A life insurance trust is a legal agreement that allows a third party to manage the death benefit from a life insurance policy. A trust ensures that the policy's death benefit is distributed to beneficiaries according to the deceased's wishes and may also reduce any estate tax owed.

Life insurance trusts are commonly used by individuals with a high net worth, as well as parents who want to structure the benefit payments made to their children. When an individual passes away, the trust receives the policy's death benefit, and the person managing the trust (the trustee) distributes the funds to the beneficiaries according to the rules set out in the trust agreement.

There are two types of life insurance trusts: irrevocable life insurance trusts (ILIT) and revocable life insurance trusts. Irrevocable life insurance trusts cannot be changed or cancelled once created, and the proceeds from the policy are not subject to federal estate tax. Revocable life insurance trusts can be modified or cancelled and are useful for parents who want to control how their children receive their inheritance. For example, a trust can disburse the funds from the policy in instalments over time, rather than giving a child a lump sum payment.

If you already have a life insurance policy, you can change the ownership from your name to a trust. To do this, you will need to work with an estate planning attorney to create the trust document. You will need to consider who will act as the trustee and under what circumstances the beneficiaries will have access to the insurance proceeds. Once the trust document has been drafted and signed, you will need to obtain a change of ownership form from your insurance broker or company. After transferring ownership of the policy, you may also want to name the trust as the beneficiary.

It is important to note that, for the insurance proceeds to be outside of your estate, you must survive for more than three years from the date you transfer the policy into the trust.

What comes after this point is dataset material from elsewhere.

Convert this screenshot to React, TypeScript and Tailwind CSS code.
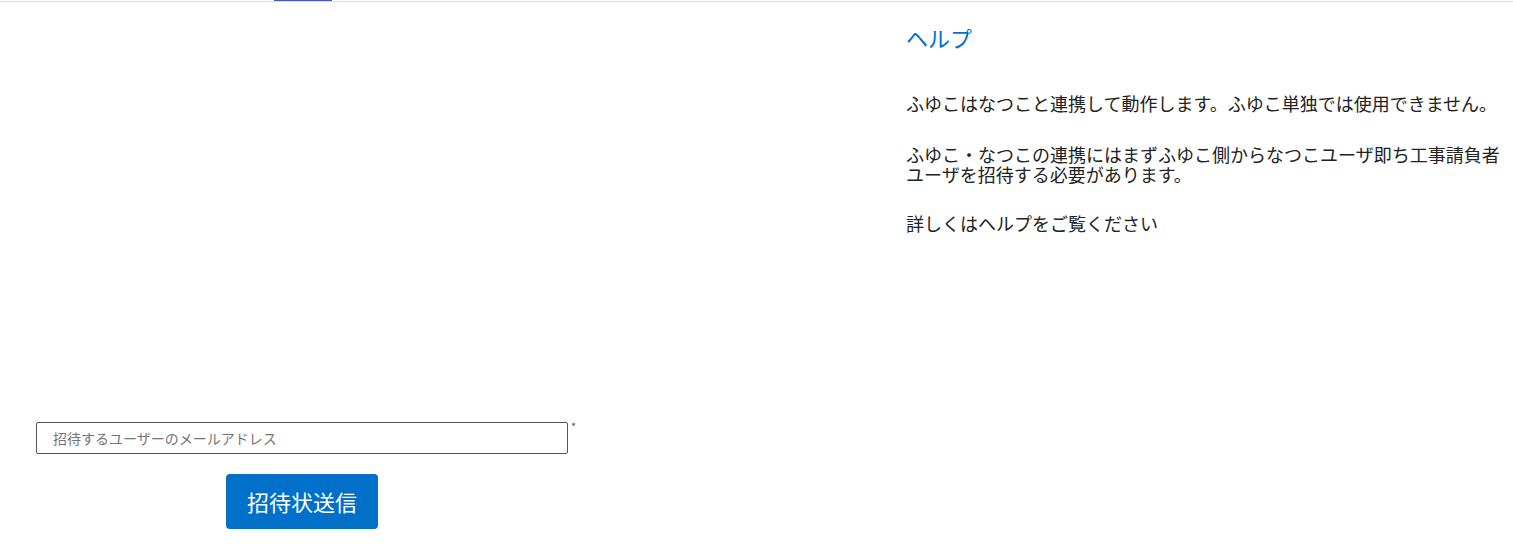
const font = { fontFamily: '"Noto Sans CJK JP", "Noto Sans", sans-serif' };

function TopBar() {
  return (
    <div className="flex h-[2px] w-full border-b border-[#dcdcdc]">
      <div className="w-[274px]" />
      <div className="h-[1px] w-[58px] bg-[#4a54c8]" />
    </div>
  );
}

function InviteForm() {
  return (
    <div className="flex w-[604px] flex-col items-center pt-[420px]">
      <div className="flex w-full items-start pl-[36px]">
        <input
          type="email"
          placeholder="招待するユーザーのメールアドレス"
          className="h-[32px] w-[532px] rounded-[2px] border border-[#555] px-[16px] text-[14px] text-[#222] placeholder:text-[#757575] outline-none"
        />
        <span className="ml-[3px] mt-[-1px] text-[11px] leading-none text-[#b0304a]">*</span>
      </div>
      <button className="mt-[20px] h-[55px] w-[152px] rounded-[4px] bg-[#0070c9] text-[22px] text-white">
        招待状送信
      </button>
    </div>
  );
}

function HelpPanel() {
  return (
    <div className="ml-[302px] w-[598px] pt-[20px] text-[#222]">
      <h2 className="text-[22px] leading-[30px] text-[#0070c9]">ヘルプ</h2>
      <div className="mt-[41px] flex flex-col gap-[31px] text-[18px] leading-[20px]">
        <p>ふゆこはなつこと連携して動作します。ふゆこ単独では使用できません。</p>
        <p>ふゆこ・なつこの連携にはまずふゆこ側からなつこユーザ即ち工事請負者ユーザを招待する必要があります。</p>
        <p className="-mt-[2px]">詳しくはヘルプをご覧ください</p>
      </div>
    </div>
  );
}

export default function App() {
  return (
    <div className="h-[550px] w-full overflow-hidden bg-white" style={font}>
      <TopBar />
      <div className="flex">
        <InviteForm />
        <HelpPanel />
      </div>
    </div>
  );
}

If you die within that period, the life insurance amount will be included in your estate for estate tax purposes. Additionally, the transfer of the life insurance policy into the trust may be considered a gift and could use up a portion of your gift tax exemptions, so it is essential to work with an attorney and tax advisor.

Frequently asked questions

No, an executor cannot change a life insurance beneficiary. Life insurance is a non-probate asset, meaning it is not distributed according to a will but goes directly to the listed beneficiaries.

An executor is responsible for handling the probate process, which involves closing a deceased person's estate. This includes paying off debts and distributing assets according to a will or the law.

Non-probate assets are things that the deceased person arranged to be distributed through a legally acceptable means outside of a will. These assets are given to the beneficiaries outside of the probate process.

Yes, you can modify the beneficiaries of your life insurance policy during your lifetime. However, this cannot be done through a will.